Steven Soderbergh, the director behind thriller movie Oceans 11 and disaster movie Contagion, aired his grievances with the most maligned but profitable genre in Hollywood, superhero films. In an interview with The Daily Beast, Soderbergh was asked if he’d like to return to franchise work.
“Not really,” he answered. “I’m not a snob; it’s not that I feel it’s some lower tier in any way. It really becomes about what universe you occupy as a storyteller. I’m just too earthbound to really release myself to a universe in which Newtonian physics don’t exist [laughs].”
The Magic Mike director then said he struggles to relate to the sexless world of the genre. “For a lot of these, for me to understand the world and how to write or supervise the writing of the story and the characters—apart from the fact that I can bend time and defy gravity and shoot beams out of my fingers—there’s no fucking,” he laughed. “Nobody’s fucking! Like, I don’t know how to tell people how to behave in a world in which that is not a thing.”

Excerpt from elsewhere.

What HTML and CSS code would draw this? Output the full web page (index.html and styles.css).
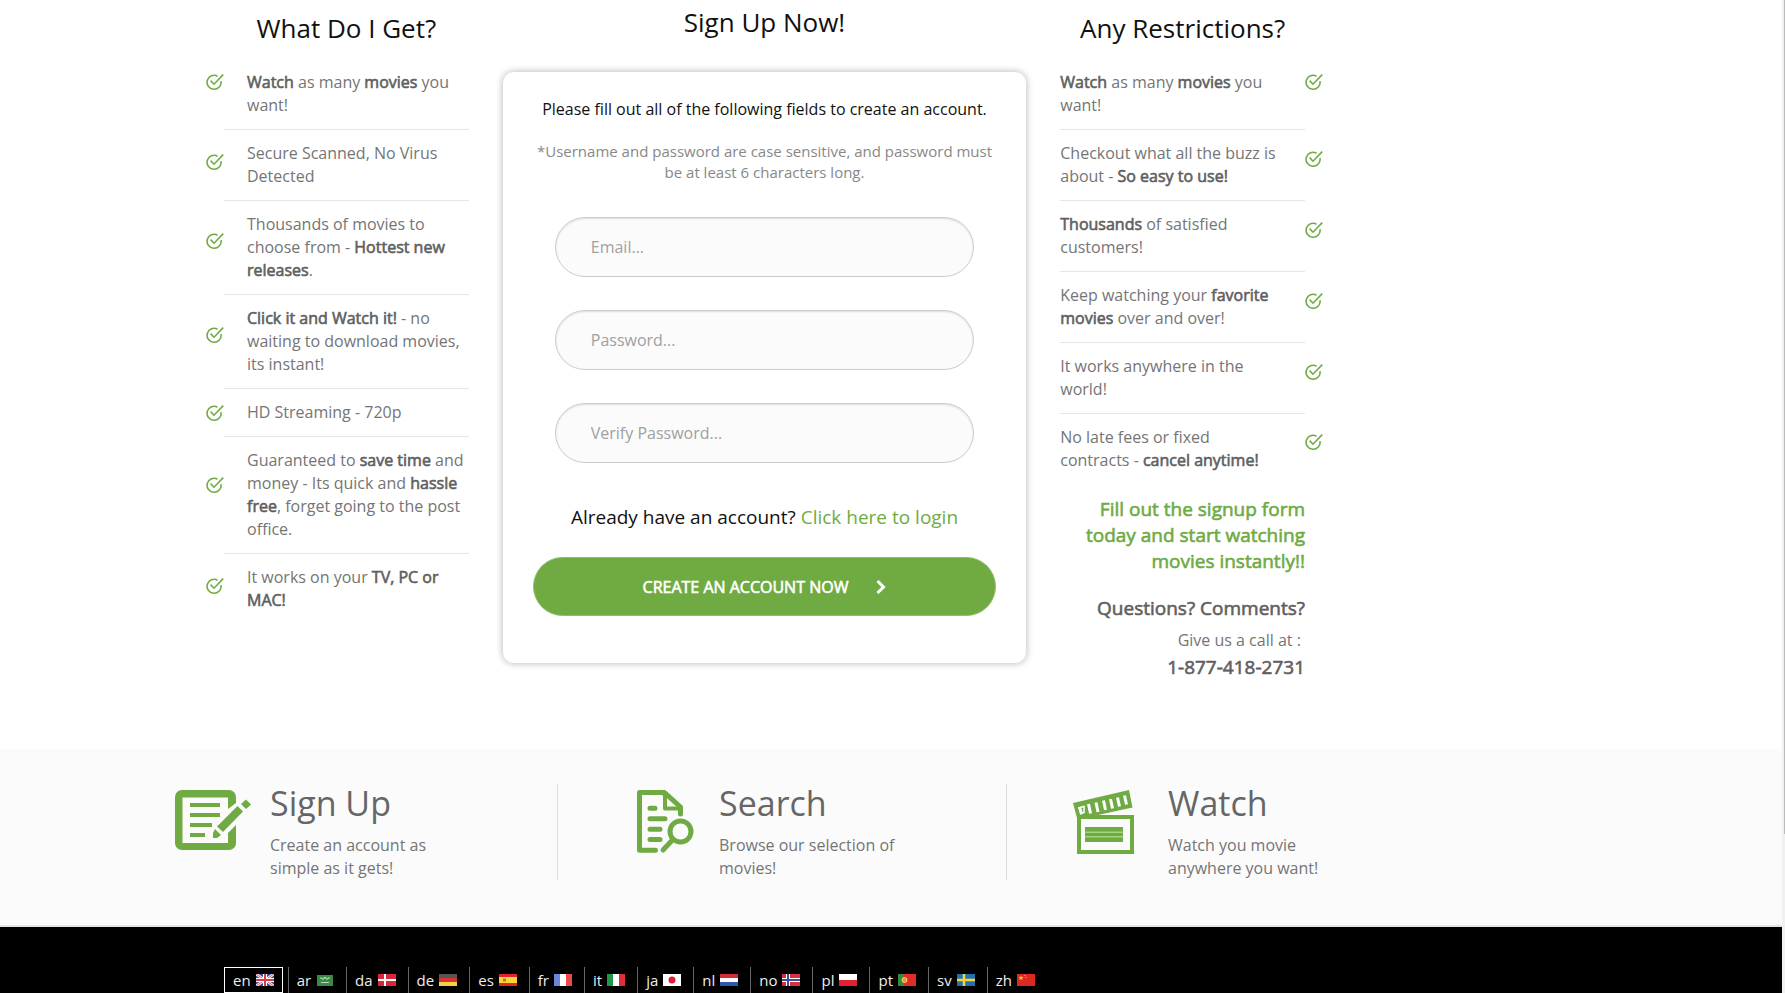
FILE: index.html
```html
<!DOCTYPE html>
<html lang="en">

<head>
  <meta charset="UTF-8">
  <title>Sign Up Now!</title>
  <meta name="viewport" content="width=device-width, initial-scale=1.0">
  <link rel="stylesheet" href="styles.css">
</head>

<body>
  <!-- shared tick icon -->
  <svg class="defs" width="0" height="0" aria-hidden="true">
    <symbol id="tick" viewBox="0 0 18 18">
      <path d="M11.5 3.2A7 7 0 1 0 15 8.2" />
      <path d="M4.6 7.6l3.4 3.6L17.2 1.6" />
    </symbol>
  </svg>

  <main class="signup">
    <section class="col">
      <h2>What Do I Get?</h2>
      <ul class="perks">
        <li><span class="tick"><svg><use href="#tick"/></svg></span><p><b>Watch</b> as many <b>movies</b> you want!</p></li>
        <li><span class="tick"><svg><use href="#tick"/></svg></span><p>Secure Scanned, No Virus Detected</p></li>
        <li><span class="tick"><svg><use href="#tick"/></svg></span><p>Thousands of movies to choose from - <b>Hottest new releases</b>.</p></li>
        <li><span class="tick"><svg><use href="#tick"/></svg></span><p><b>Click it and Watch it!</b> - no waiting to download movies, its instant!</p></li>
        <li><span class="tick"><svg><use href="#tick"/></svg></span><p>HD Streaming - 720p</p></li>
        <li><span class="tick"><svg><use href="#tick"/></svg></span><p>Guaranteed to <b>save time</b> and money - Its quick and <b>hassle free</b>, forget going to the post office.</p></li>
        <li><span class="tick"><svg><use href="#tick"/></svg></span><p>It works on your <b>TV, PC or MAC!</b></p></li>
      </ul>
    </section>

    <section class="col col-form">
      <h2>Sign Up Now!</h2>
      <form class="card">
        <p class="lead">Please fill out all of the following fields to create an account.</p>
        <p class="note">*Username and password are case sensitive, and password must be at least 6 characters long.</p>
        <div class="fields">
          <input type="email" aria-label="Email" placeholder="Email...">
          <input type="password" aria-label="Password" placeholder="Password...">
          <input type="password" aria-label="Verify Password" placeholder="Verify Password...">
        </div>
        <p class="login">Already have an account? <a href="#">Click here to login</a></p>
        <button type="button" class="cta">
          CREATE AN ACCOUNT NOW
          <svg width="10" height="16" viewBox="0 0 10 16"><path d="M1.5 2L7.5 8l-6 6" /></svg>
        </button>
      </form>
    </section>

    <section class="col">
      <h2>Any Restrictions?</h2>
      <ul class="perks perks-right">
        <li><span class="tick"><svg><use href="#tick"/></svg></span><p><b>Watch</b> as many <b>movies</b> you want!</p></li>
        <li><span class="tick"><svg><use href="#tick"/></svg></span><p>Checkout what all the buzz is about - <b>So easy to use!</b></p></li>
        <li><span class="tick"><svg><use href="#tick"/></svg></span><p><b>Thousands</b> of satisfied customers!</p></li>
        <li><span class="tick"><svg><use href="#tick"/></svg></span><p>Keep watching your <b>favorite movies</b> over and over!</p></li>
        <li><span class="tick"><svg><use href="#tick"/></svg></span><p>It works anywhere in the world!</p></li>
        <li><span class="tick"><svg><use href="#tick"/></svg></span><p>No late fees or fixed contracts - <b>cancel anytime!</b></p></li>
      </ul>
      <div class="contact">
        <p class="promo">Fill out the signup form today and start watching movies instantly!!</p>
        <p class="ask">Questions? Comments?</p>
        <p class="call">Give us a call at :&nbsp;</p>
        <p class="phone">1-877-418-2731</p>
      </div>
    </section>
  </main>

  <section class="steps">
    <div class="step">
      <svg class="step-icon" viewBox="0 0 77 66">
        <path d="M53 19V7.500H7.500V53H53V43l8-8v18a7 7 0 0 1-7 7H7a7 7 0 0 1-7-7V7a7 7 0 0 1 7-7h47a7 7 0 0 1 7 7v6z" />
        <path d="M15 13h30v4H15zM15 23h30v4H15zM15 33h22v4H15zM15 43h15v4H15z" />
        <path d="M62.500 16l5.500 5.500L48 42l-6-5.500zM66 14l5-4.500 5 5-5 4.500zM40 39l6 6-4 3h-4v-5z" />
      </svg>
      <div>
        <h3>Sign Up</h3>
        <p>Create an account as simple as it gets!</p>
      </div>
    </div>
    <div class="step">
      <svg class="step-icon" viewBox="0 0 77 66">
        <g fill="none" stroke="#6fab42" stroke-linecap="round" stroke-linejoin="round">
          <path stroke-width="5" d="M31.500 60.200H15.500V2.600h25L56.500 17v7" />
          <path stroke-width="4" d="M41 4v14.500h15" />
          <path stroke-width="5" d="M26 18.300h5M26 28.700h15M26 39.200h10M26 49.500h10M39 60l8-8.500" />
          <circle stroke-width="5" cx="56.500" cy="41.500" r="10.500" />
        </g>
        <path d="M34 2h8v6z" />
      </svg>
      <div>
        <h3>Search</h3>
        <p>Browse our selection of movies!</p>
      </div>
    </div>
    <div class="step">
      <svg class="step-icon" viewBox="0 0 77 66">
        <path fill-rule="evenodd" d="M0 13L56 0l3.500 17.500L25 25h36v39H4V28zM8 29v31h49V29z" />
        <path d="M12 37h38v15H12z" />
        <path stroke="#a5d67e" stroke-width="1.500" d="M12 42.200h38M12 46.800h38" />
        <g stroke="#fff" stroke-width="3">
          <path d="M6.500 17l2 7M15.500 14l2 9.500M23 12.500l2 9.500M30.500 10.500l2 9.500M37.500 9l2 9.500M44.500 7.500l2 9M51.500 5.500l2 9" />
          <path stroke-width="1.500" d="M5 18l6-1.500v6L7 24" fill="none" />
        </g>
      </svg>
      <div>
        <h3>Watch</h3>
        <p>Watch you movie anywhere you want!</p>
      </div>
    </div>
  </section>

  <footer>
    <nav class="langs">
      <a href="#" class="active">en <svg class="flag" viewBox="0 0 18 12"><path fill="#3b4fa0" d="M0 0h18v12H0z"/><path stroke="#fff" stroke-width="2.600" d="M0 0l18 12M18 0L0 12"/><path stroke="#e0565c" d="M0 0l18 12M18 0L0 12"/><path stroke="#fff" stroke-width="4" d="M9 0v12M0 6h18"/><path stroke="#dc3a44" stroke-width="2" d="M9 0v12M0 6h18"/></svg></a>
      <a href="#">ar <svg class="flag" viewBox="0 0 18 12"><path fill="#398a46" d="M1 1h16v11H1z"/><path stroke="#b9dcbc" fill="none" d="M4 4h2v1h2V3.500h2V5h2V4h2M5 8.500h8"/></svg></a>
      <a href="#">da <svg class="flag" viewBox="0 0 18 12"><path fill="#dc2637" d="M0 0h18v12H0z"/><path stroke="#fff" stroke-width="2" d="M7 0v12M0 6h18"/></svg></a>
      <a href="#">de <svg class="flag" viewBox="0 0 18 12"><path fill="#555" d="M0 0h18v4H0z"/><path fill="#d93030" d="M0 4h18v4H0z"/><path fill="#f5cf4a" d="M0 8h18v4H0z"/></svg></a>
      <a href="#">es <svg class="flag" viewBox="0 0 18 12"><path fill="#e02727" d="M0 0h18v12H0z"/><path fill="#fbd536" d="M0 3h18v6H0z"/><path fill="#c9762c" d="M4 4.500h3v3H4z"/></svg></a>
      <a href="#">fr <svg class="flag" viewBox="0 0 18 12"><path fill="#fff" d="M0 0h18v12H0z"/><path fill="#6c86d8" d="M0 0h6v12H0z"/><path fill="#ee4848" d="M12 0h6v12h-6z"/></svg></a>
      <a href="#">it <svg class="flag" viewBox="0 0 18 12"><path fill="#fff" d="M0 0h18v12H0z"/><path fill="#239748" d="M0 0h6v12H0z"/><path fill="#e02f34" d="M12 0h6v12h-6z"/></svg></a>
      <a href="#">ja <svg class="flag" viewBox="0 0 18 12"><path fill="#fff" d="M0 0h18v12H0z"/><circle cx="9" cy="6" r="3.500" fill="#de2032"/></svg></a>
      <a href="#">nl <svg class="flag" viewBox="0 0 18 12"><path fill="#fff" d="M0 0h18v12H0z"/><path fill="#d92b35" d="M0 0h18v4H0z"/><path fill="#2d58ac" d="M0 8h18v4H0z"/></svg></a>
      <a href="#">no <svg class="flag" viewBox="0 0 18 12"><path fill="#dc2f3b" d="M0 0h18v12H0z"/><path stroke="#fff" stroke-width="4" d="M6 0v12M0 6h18"/><path stroke="#35509b" stroke-width="2" d="M6 0v12M0 6h18"/></svg></a>
      <a href="#">pl <svg class="flag" viewBox="0 0 18 12"><path fill="#fff" d="M0 0h18v12H0z"/><path fill="#e02034" d="M0 6h18v6H0z"/></svg></a>
      <a href="#">pt <svg class="flag" viewBox="0 0 18 12"><path fill="#e22b2b" d="M0 0h18v12H0z"/><path fill="#368a3c" d="M0 0h6v12H0z"/><circle cx="6.500" cy="6" r="2.500" fill="#e98a6b" stroke="#f3dc3e"/></svg></a>
      <a href="#">sv <svg class="flag" viewBox="0 0 18 12"><path fill="#2470ad" d="M0 0h18v12H0z"/><path stroke="#f7d43d" stroke-width="2.500" d="M7 0v12M0 6h18"/></svg></a>
      <a href="#">zh <svg class="flag" viewBox="0 0 18 12"><path fill="#dd2a20" d="M0 0h18v12H0z"/><path fill="#f8cb3c" d="M4 1.500l.7 1.600h1.800L5.100 4.200l.5 1.800L4 5 2.400 6l.5-1.800L1.500 3.100h1.800zM7.500 1h1v1h-1zM8.500 3h1v1h-1z"/></svg></a>
    </nav>
  </footer>

  <div class="scroll"></div>
</body>

</html>
```

FILE: styles.css
```css
:root {
  --green: #6fab42;
  --text: #757575;
  --bold: #606060;
  --rule: #e6e6e6;
  --light-bg: #fbfbfb;
}

* {
  box-sizing: border-box;
}

body {
  margin: 0;
  font: 16px/23px "Open Sans", sans-serif;
  color: var(--text);
  background-color: #fff;
}

h2, h3, p, ul {
  margin: 0;
  padding: 0;
  font-weight: 400;
}
.defs {position: absolute}

/* soft bold, keeps the regular letter widths */
b, .promo, .ask, .phone, .cta {
  font-weight: 400;
  -webkit-text-stroke: .6px currentColor;
}
b {color: var(--bold)}

a {
  color: var(--green);
  text-decoration: none;
}

/* three columns */
.signup {
  display: grid;
  grid-template-columns: 1fr 2fr 1fr;
  gap: 33px;
  max-width: 1323px;
  padding: 0 0 69px 206px;
}
h2 {
  font-size: 26px;
  line-height: 36px;
  color: #111;
  text-align: center;
}
.col h2 {margin: 10px 0 13px 18px}
.col:last-child h2 {margin: 10px 18px 13px 0}
.col-form h2,
.col.col-form h2 {margin: 4px 0 31px}

/* lists */
.perks {list-style: none}
.perks li {display: flex}
.perks p {
  flex: 1;
  padding: 12px 0 12px 23px;
  border-bottom: 1px solid var(--rule);
}
.perks li:last-child p {border-bottom: 0}
.tick {
  display: flex;
  flex-direction: column;
  width: 18px;
  padding-top: 6px;
}
.tick::before {
  content: '';
  flex: 36;
}
.tick::after {
  content: '';
  flex: 64;
}
.tick svg {
  width: 18px;
  height: 18px;
  fill: none;
  stroke: var(--green);
  stroke-width: 1.6;
}
.perks-right li {flex-direction: row-reverse}
.perks-right p {padding: 12px 23px 12px 0}
.perks-right .tick {padding-top: 1px}
.perks li:first-child .tick {padding-top: 14px}
.perks li:first-child .tick::before {display: none}

/* form */
.card {
  padding: 26px 30px 47px;
  border: 1px solid #ddd;
  border-radius: 12px;
  box-shadow: 0 0 6px rgba(0,0,0,.25);
  text-align: center;
}
.lead {color: #111}
.note {
  margin: 20px 0 34px;
  font-size: 15px;
  line-height: 21px;
  color: #888;
}
.fields {
  display: grid;
  gap: 33px;
  padding: 0 22px;
}
.fields input {
  width: 100%;
  height: 60px;
  padding: 0 35px;
  border: 1px solid #ccc;
  border-radius: 30px;
  background-color: var(--light-bg);
  box-shadow: inset 0 1px 2px rgba(0,0,0,.12);
  font: inherit;
}
.fields input::placeholder {color: #a0a0a0}
.login {
  margin: 41px 0 27px;
  font-size: 19px;
  line-height: 26px;
  color: #111;
}
.cta {
  display: flex;
  align-items: center;
  justify-content: center;
  gap: 28px;
  width: 100%;
  height: 59px;
  border: 1px solid #8fc067;
  border-radius: 30px;
  background-color: #6fab42;
  color: #fff;
  font-family: inherit;
  font-size: 16px;
  cursor: pointer;
}
.cta svg {
  fill: none;
  stroke: #fff;
  stroke-width: 3;
}

.contact {
  padding-right: 18px;
  text-align: right;
}
.promo, .ask, .phone {
  font-size: 19px;
  line-height: 26px;
  color: var(--bold);
}
.contact .promo {
  margin: 12px 0 21px;
  color: var(--green);
}
.call {margin: 8px 0 2px}

/* steps */
.steps {
  display: flex;
  padding: 35px 0 45px 109px;
  background-color: var(--light-bg);
  border-bottom: 2px solid #e4e4e4;
}
.step {
  display: flex;
  flex: 0 1 449px;
  gap: 18px;
  padding: 0 100px 0 66px;
  border-right: 1px solid #ddd;
}
.step:last-child {border-right: 0}
.step-icon {
  flex: none;
  width: 77px;
  height: 66px;
  margin-top: 6px;
  fill: var(--green);
}
.step h3 {
  margin-bottom: 12px;
  font-size: 34px;
  line-height: 38px;
  color: #666;
}

/* footer */
footer {
  padding: 40px 0 1px 224px;
  background-color: #000;
}
.langs {
  display: flex;
  height: 26px;
}
.langs a {
  display: flex;
  align-items: center;
  gap: 5px;
  padding: 0 12px 0 8px;
  border-left: 1px solid #666;
  font-size: 15px;
  color: #eee;
}
.langs .active {
  margin-right: 5px;
  padding: 0 8px;
  border: 1px solid #fff;
}
.flag {
  width: 18px;
  height: 12px;
}

/* page scroll strip */
.scroll {
  position: fixed;
  top: 0;
  right: 0;
  bottom: 0;
  width: 3px;
  background: linear-gradient(#bbb, #bbb) right top / 1px 84% no-repeat #f0f0f0;
}
```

Soderbergh’s not wrong about the superhero genre being pretty sexless. Most of these action movies are more focused on the exhibition of spectacle than pure exhibitionism, but things are changing.
Eternals recently made history as the first Marvel Cinematic Universe movie to feature a sex scene. We say sex scene, it was about as erotic as two action figures being mashed together, but it was something.
Sexlessness isn’t just an issue in superhero movies, though. It’s something that’s infected a lot of modern blockbusters, most of which are pretty chaste these days. A piece by The Guardian broke down the reason for the death of the sex scene, and it’s got less to do with a new wave of prudishness in Hollywood and more to do with the bottom line.
Basically, if you put a sex scene in your movie, you’re more likely to get an R-rating which limits your potential audience and, therefore, your box office. Studios just aren’t willing to take the financial hit to titillate audiences anymore.